We still didn't get it right -- we left out a couple of people from the core team from that small life group because we couldn't make the schedules match. I was eventually shut out of the core group for the same reason (I worked full time during the day, while the rest worked coffee house/barrista schedules), which is how the decision to merge with the other church came about without me having an input into it. And also frustrated the hell out of me because I wanted to be involved; that's why I moved my life out here.

We also didn't create a real grace-based community; but we did the best we knew how, and could, under the circumstances.

Obviously we didn't get it right, but I think we gave it a good try for none of us having had any formal, intense training in planting a church.

So that would be the other thing I'd strongly advise anyone wanting to undertake the Living Room Experiment. FIND AN EXPERIENCED, PROVEN church plant leader to lead your group. You could do it without the leader, but it will cost you a great deal in frustration, aggravation, chaos, and probably failure. You won't have a solid team, so your living room experiment won't last long. And may damage lives in the process -- either in its living or in its dying.

Okay. Looong winded answer to your question.

Marti,

I completely agree. I've found that even when the services don't really capture me -- whatever that means -- or gel with my personality, if the small group experience is really good, it doesn't fully matter.

Or perhaps that's better said, that it seems to change my perception of the the service time. Whereas, if both are not a good fit, I'm perfectly miserable.

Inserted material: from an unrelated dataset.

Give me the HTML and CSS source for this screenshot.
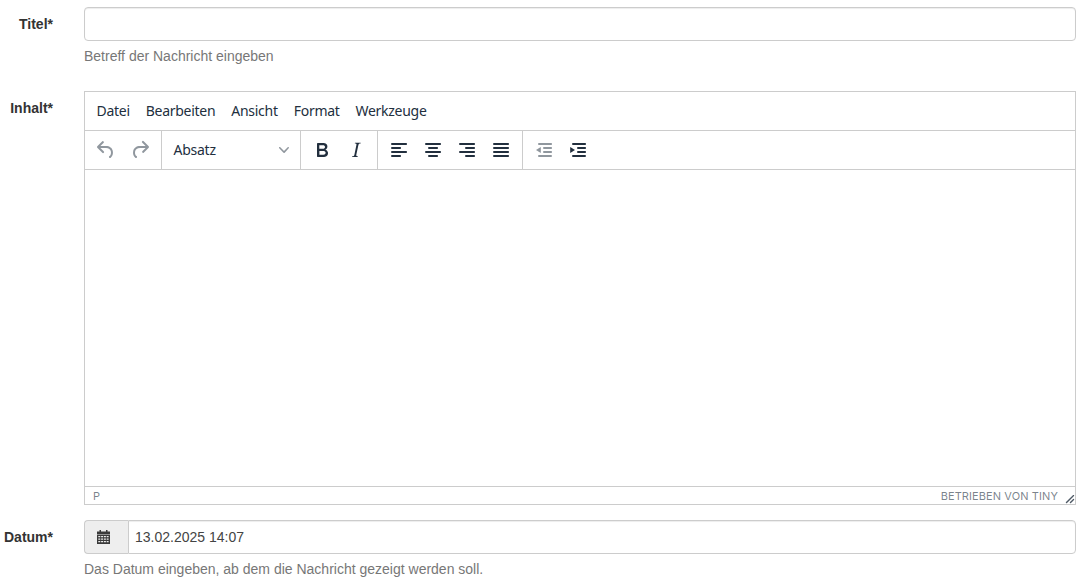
FILE: index.html
```html
<!DOCTYPE html>
<html lang="de">
<head>
<meta charset="utf-8">
<title>Nachricht</title>
<link rel="stylesheet" href="styles.css">
</head>
<body>
<form class="form">
  <div class="row row-title">
    <label class="label">Titel*</label>
    <div class="field">
      <input class="input" type="text">
      <p class="help">Betreff der Nachricht eingeben</p>
    </div>
  </div>
  <div class="row row-content">
    <label class="label">Inhalt*</label>
    <div class="field">
      <div class="editor">
        <div class="menubar">
          <span class="menu-item">Datei</span>
          <span class="menu-item">Bearbeiten</span>
          <span class="menu-item">Ansicht</span>
          <span class="menu-item">Format</span>
          <span class="menu-item">Werkzeuge</span>
        </div>
        <div class="toolbar">
          <div class="group">
            <span class="btn disabled"><svg width="24" height="24" viewBox="0 0 24 24"><path d="M6.4 8H12c3.7 0 6.2 2 6.8 5.1.6 2.7-.4 5.6-2.3 6.8a1 1 0 0 1-1-1.8c1.1-.6 1.8-2.7 1.4-4.6-.5-2.1-2.1-3.500-4.900-3.500H6.400l3.300 3.300a1 1 0 1 1-1.400 1.400l-5-5a1 1 0 0 1 0-1.400l5-5a1 1 0 0 1 1.400 1.400L6.400 8Z"/></svg></span>
            <span class="btn disabled"><svg width="24" height="24" viewBox="0 0 24 24"><path d="M17.600 10H12c-2.800 0-4.400 1.400-4.900 3.500-.4 2 .3 4 1.400 4.600a1 1 0 1 1-1 1.800c-2-1.200-2.900-4.100-2.300-6.800.6-3 3-5.100 6.800-5.100h5.600l-3.300-3.300a1 1 0 1 1 1.400-1.400l5 5a1 1 0 0 1 0 1.400l-5 5a1 1 0 0 1-1.400-1.400l3.300-3.300Z"/></svg></span>
          </div>
          <div class="group">
            <span class="select">Absatz<svg class="chevron" width="10" height="10" viewBox="0 0 10 10"><path d="M8.700 2.200c.3-.3.8-.3 1 0 .4.200.4.700 0 1L5.700 7.800c-.3.300-.9.300-1.200 0L.2 3.200c-.3-.3-.3-.8 0-1 .3-.3.800-.3 1.100 0L5 6l3.700-3.800Z"/></svg></span>
          </div>
          <div class="group">
            <span class="btn"><svg width="24" height="24" viewBox="0 0 24 24"><path d="M7.8 19c-.3 0-.5 0-.6-.2l-.2-.5V5.7c0-.2 0-.4.2-.5l.6-.2h5c1.5 0 2.7.3 3.5 1 .7.6 1.1 1.4 1.1 2.5a3 3 0 0 1-.6 1.9c-.4.6-1 1-1.6 1.2.4.1.9.3 1.3.6s.8.7 1 1.2c.4.4.5 1 .5 1.6 0 1.3-.4 2.3-1.3 3-.8.7-2.1 1-3.8 1H7.8Zm5-8.3c.6 0 1.2-.1 1.6-.5.4-.3.6-.7.6-1.3 0-1.1-.8-1.7-2.3-1.7H9.300v3.500h3.400Zm.5 6c.7 0 1.300-.1 1.700-.4.4-.4.6-.9.6-1.500s-.2-1-.7-1.400c-.4-.3-1-.4-2-.4H9.400v3.800h4Z" fill-rule="evenodd"/></svg></span>
            <span class="btn"><svg width="24" height="24" viewBox="0 0 24 24"><path d="m16.700 4.700-.1.900h-.3c-.6 0-1 0-1.400.3-.3.3-.4.6-.5 1.100l-2.100 9.800v.6c0 .5.4.8 1.400.8h.2l-.2.800H8l.2-.8h.2c1.100 0 1.800-.5 2-1.500l2-9.800.1-.5c0-.6-.4-.8-1.400-.8h-.3l.2-.9h5.800Z"/></svg></span>
          </div>
          <div class="group">
            <span class="btn"><svg width="24" height="24" viewBox="0 0 24 24"><path d="M5 5h14c.6 0 1 .4 1 1s-.4 1-1 1H5a1 1 0 1 1 0-2Zm0 4h8c.6 0 1 .4 1 1s-.4 1-1 1H5a1 1 0 1 1 0-2Zm0 8h8c.6 0 1 .4 1 1s-.4 1-1 1H5a1 1 0 0 1 0-2Zm0-4h14c.6 0 1 .4 1 1s-.4 1-1 1H5a1 1 0 0 1 0-2Z"/></svg></span>
            <span class="btn"><svg width="24" height="24" viewBox="0 0 24 24"><path d="M5 5h14c.6 0 1 .4 1 1s-.4 1-1 1H5a1 1 0 1 1 0-2Zm3 4h8c.6 0 1 .4 1 1s-.4 1-1 1H8a1 1 0 1 1 0-2Zm0 8h8c.6 0 1 .4 1 1s-.4 1-1 1H8a1 1 0 0 1 0-2Zm-3-4h14c.6 0 1 .4 1 1s-.4 1-1 1H5a1 1 0 0 1 0-2Z"/></svg></span>
            <span class="btn"><svg width="24" height="24" viewBox="0 0 24 24"><path d="M5 5h14c.6 0 1 .4 1 1s-.4 1-1 1H5a1 1 0 1 1 0-2Zm6 4h8c.6 0 1 .4 1 1s-.4 1-1 1h-8a1 1 0 0 1 0-2Zm0 8h8c.6 0 1 .4 1 1s-.4 1-1 1h-8a1 1 0 0 1 0-2Zm-6-4h14c.6 0 1 .4 1 1s-.4 1-1 1H5a1 1 0 0 1 0-2Z"/></svg></span>
            <span class="btn"><svg width="24" height="24" viewBox="0 0 24 24"><path d="M5 5h14c.6 0 1 .4 1 1s-.4 1-1 1H5a1 1 0 1 1 0-2Zm0 4h14c.6 0 1 .4 1 1s-.4 1-1 1H5a1 1 0 1 1 0-2Zm0 4h14c.6 0 1 .4 1 1s-.4 1-1 1H5a1 1 0 0 1 0-2Zm0 4h14c.6 0 1 .4 1 1s-.4 1-1 1H5a1 1 0 0 1 0-2Z"/></svg></span>
          </div>
          <div class="group group-last">
            <span class="btn disabled"><svg width="24" height="24" viewBox="0 0 24 24"><path d="M7 5h12c.6 0 1 .4 1 1s-.4 1-1 1H7a1 1 0 1 1 0-2Zm5 4h7c.6 0 1 .4 1 1s-.4 1-1 1h-7a1 1 0 0 1 0-2Zm0 4h7c.6 0 1 .4 1 1s-.4 1-1 1h-7a1 1 0 0 1 0-2Zm-5 4h12a1 1 0 0 1 0 2H7a1 1 0 0 1 0-2Z"/><path d="M8.800 9v6L4 12Z"/></svg></span>
            <span class="btn"><svg width="24" height="24" viewBox="0 0 24 24"><path d="M7 5h12c.6 0 1 .4 1 1s-.4 1-1 1H7a1 1 0 1 1 0-2Zm5 4h7c.6 0 1 .4 1 1s-.4 1-1 1h-7a1 1 0 0 1 0-2Zm0 4h7c.6 0 1 .4 1 1s-.4 1-1 1h-7a1 1 0 0 1 0-2Zm-5 4h12a1 1 0 0 1 0 2H7a1 1 0 0 1 0-2Z"/><path d="M4.200 9v6L9 12Z"/></svg></span>
          </div>
        </div>
        <div class="edit-area"></div>
        <div class="statusbar">
          <span class="path">P</span>
          <span class="branding">BETRIEBEN VON TINY</span>
          <svg class="resize" width="10" height="10" viewBox="0 0 10 10"><path d="M8.100 1.100A.6.600 0 1 1 9 2L2 9A.6.600 0 1 1 1 8l7.100-6.900ZM8.100 5.100A.6.600 0 1 1 9 6L6 9A.6.600 0 1 1 5 8l3.100-2.900Z"/></svg>
        </div>
      </div>
    </div>
  </div>
  <div class="row row-date">
    <label class="label">Datum*</label>
    <div class="field">
      <div class="input-group">
        <span class="addon"><svg width="13" height="14" viewBox="0 0 13 14"><path d="M2.500 0H4v2H2.500zM9 0h1.500v2H9zM0 1.500h13V4H0z"/><path fill-rule="evenodd" d="M0 4.500h13V14H0zM1.300 6v1.300h2V6zm2.800 0v1.300h2V6zm2.800 0v1.300h2V6zm2.800 0v1.300h1.900V6zM1.300 8.500v1.300h2V8.500zm2.800 0v1.300h2V8.500zm2.800 0v1.300h2V8.500zm2.800 0v1.300h1.900V8.500zM1.300 11v1.300h2V11zm2.800 0v1.300h2V11zm2.800 0v1.300h2V11zm2.800 0v1.300h1.900V11z"/></svg></span>
        <input class="input input-date" type="text" value="13.02.2025 14:07">
      </div>
      <p class="help">Das Datum eingeben, ab dem die Nachricht gezeigt werden soll.</p>
    </div>
  </div>
</form>
</body>
</html>
```

FILE: styles.css
```css
* { box-sizing: border-box; }

html, body { margin: 0; padding: 0; }

body {
  background: #fff;
  color: #333;
  font-family: "Liberation Sans", Arial, sans-serif;
  font-size: 14px;
  line-height: 20px;
  overflow: hidden;
}

.form {
  padding: 7px 10px 0 0;
}

.row {
  display: grid;
  grid-template-columns: 53px 1fr;
  column-gap: 31px;
}

.row-title { margin-bottom: 25px; }
.row-content { margin-bottom: 15px; }

.label {
  font-weight: 700;
  text-align: right;
  padding-top: 7px;
}

.input {
  display: block;
  width: 100%;
  height: 34px;
  padding: 6px;
  border: 1px solid #ccc;
  border-radius: 4px;
  background: #fff;
  color: #444;
  font: 14px/20px "Liberation Sans", Arial, sans-serif;
  box-shadow: inset 0 1px 1px rgba(0, 0, 0, .075);
  outline: none;
}

.help {
  margin: 5px 0 0;
  color: #777;
  font-size: 14px;
  line-height: 20px;
}

.editor {
  display: flex;
  flex-direction: column;
  height: 414px;
  border: 1px solid #ccc;
  color: #222f3e;
  font-family: "Noto Sans", sans-serif;
}

.menubar {
  display: flex;
  align-items: center;
  height: 39px;
  padding: 0 3.500px;
  border-bottom: 1px solid #ccc;
}

.menu-item {
  padding: 0 8px;
  font-size: 14px;
  line-height: 20px;
  letter-spacing: -.28px;
}

.toolbar {
  display: flex;
  height: 39px;
  border-bottom: 1px solid #ccc;
}

.group {
  display: flex;
  align-items: center;
  padding: 0 4px;
  border-right: 1px solid #ccc;
}

.group-last { border-right: 0; }

.btn {
  display: flex;
  align-items: center;
  justify-content: center;
  width: 34px;
  height: 34px;
}

.btn svg { fill: #222f3e; }
.btn.disabled svg { fill: rgba(34, 47, 62, .5); }

.select {
  display: flex;
  align-items: center;
  justify-content: space-between;
  width: 130px;
  padding: 0 7px 0 7.500px;
  font-size: 14px;
  letter-spacing: -.25px;
}

.chevron { fill: rgba(34, 47, 62, .5); }

.edit-area { flex: 1; }

.statusbar {
  display: flex;
  align-items: center;
  height: 18px;
  padding: 0 0 0 8px;
  border-top: 1px solid #ccc;
  color: rgba(34, 47, 62, .6);
  font-size: 11px;
  line-height: 16px;
  font-family: Inter, sans-serif;
}

.path { flex: 1; }

.branding {
  margin-right: 7px;
  letter-spacing: .1px;
}

.resize {
  align-self: flex-end;
  fill: rgba(34, 47, 62, .8);
}

.input-group { display: flex; }

.addon {
  display: flex;
  align-items: center;
  flex: 0 0 44px;
  height: 34px;
  padding-left: 12px;
  border: 1px solid #ccc;
  border-right: 0;
  border-radius: 4px 0 0 4px;
  background: #eee;
}

.addon svg { fill: #3a3a3a; }

.input-date {
  flex: 1;
  border-radius: 0 4px 4px 0;
}
```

I'm struggling right now in my church because I had a great community group last year. But this church mixes it up every year, so you don't get to stay with the same group -- or multiply (one group into two) with part of that group, so you have to start building community all over again every year. It was too an experience jarring for me this year; and I haven't been able to recover from it yet.

On top of which, the church is undergoing subtle changes that I'm not sure I like; things that just seem "off" to me. I don't know what to do... and with the community not fully gelling for me either... I'm feeling a little lost. I keep going because I told God I would stay there and serve until He made it clear it was time to move. And I also don't want to be one of those church hoppers... but there are many times when I REALLY miss Mosaic LA.